As circulações interiores são garantidas por três acessos horizontais principais: a galeria exterior de visitas (diretamente ligada ao hall de distribuição) dividida para europeus e indígenas, a galeria reservada aos doentes e o corredor central de serviço. De acordo com as intenções do autor, o edifício implanta-se de forma a que a sua fachada de maior desenvolvimento se alonga na direcção nascente-poente, por ser mais favorável para a defesa de raios solares e para o melhor aproveitamento dos ventos dominantes. O edifício denota uma preocupação compositiva e organizacional que resulta no formalismo do desenho em planta. Ao nível da organização das funções é notória uma certa homogeneidade, o mesmo acontecendo a nível dos alçados, onde se enfatiza a simetria, a marcação da entrada e o remate com platibanda.
No plano para a zona hospitalar, o bloco principal é reforçado com outros equipamentos, entre eles a Residência das Irmãs que seria implantada a poente, a Casa Mortuária e Autópsias e o Dispensário a nascente. A memória descritiva de Eurico Pinto Lopes (1952), autor do projeto para casa Mortuária confirma a intenção da implantação sugerida do plano, ainda que a mesma não se tenha verificado. No entanto, mantém-se a localização para o Dispensário Anti-tuberculose “Centro Regional” de Mário de Oliveira (1951), proposto para Luanda e que foi construído neste recinto hospitalar. O bloco cumpre a boa acessibilidade com zonas envolventes de proteção arborizadas, tal como enunciado nas peças escritas do processo. Este foi um encargo do então governador Geral de Angola, e segundo o programa estabelecido pelos Serviços de Saúde da Província o Dispensário tinha como funções a prospeção, vacinação e tratamento da doença.
A entrada é marcada pela escadaria e pela grande dimensão do vão, que assegura o encaminhamento à esquerda para a sala de tratamentos ou faz a ligação ao corredor central que distribui o acesso às diversas dependências.

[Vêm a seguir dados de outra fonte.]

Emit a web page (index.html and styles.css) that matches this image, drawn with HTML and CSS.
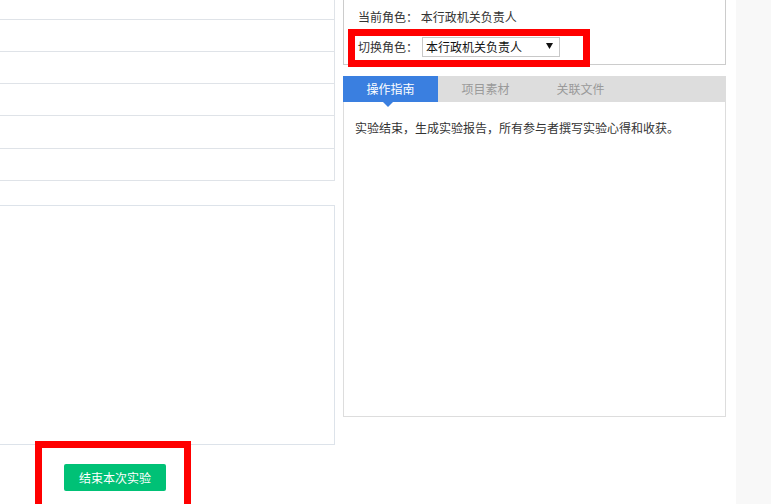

O edifício de um piso, fortemente marcado pela horizontalidade, expressa formalmente tanto através dos vãos ligados entre si através de uma pala de sombreamento, como pelo desenho da própria caixilharia. Mário de Oliveira explicita na memória descritiva que a orientação a adoptar devia ser feita de modo a que a fachada de maior desenvolvimento ficasse defendida contra a insolação e ao mesmo tempo beneficiasse dos ventos dominantes. De modo a acentuar os efeitos da ventilação, a cobertura seria realizada com dois grupos de telhas ventiladoras, ficando um deles junto da cornija e outro junto do pau da fileira.
No seu conjunto, o hospital resulta da conjugação entre os aspectos programático-funcionais, a adequação ao local e ao clima, e algumas premissas estilísticas. Entre estas últimas estão a preocupação compositiva que enfatiza a simetria, o formalismo da organização em planta, e o desenho exterior dos diversos corpos que são rematados por amplas coberturas inclinadas em telha e os respetivos beirais, mantendo o edifício próximo de algumas tendências formais da arquitetura do Estado Novo.
Ao longo do tempo, foram realizadas diversas intervenções de modo a consolidar o complexo hospitalar, desconhecendo-se na maior parte dos casos os autores dos projetos. Em 2014, ambos os edifícios do conjunto hospitalar se apresentavam em bom estado de conservação mantendo as funções para os quais foram projetados. Ao mesmo tempo, realizavam-se obras de ampliação e revitalização dos edifícios complementares ao bloco principal.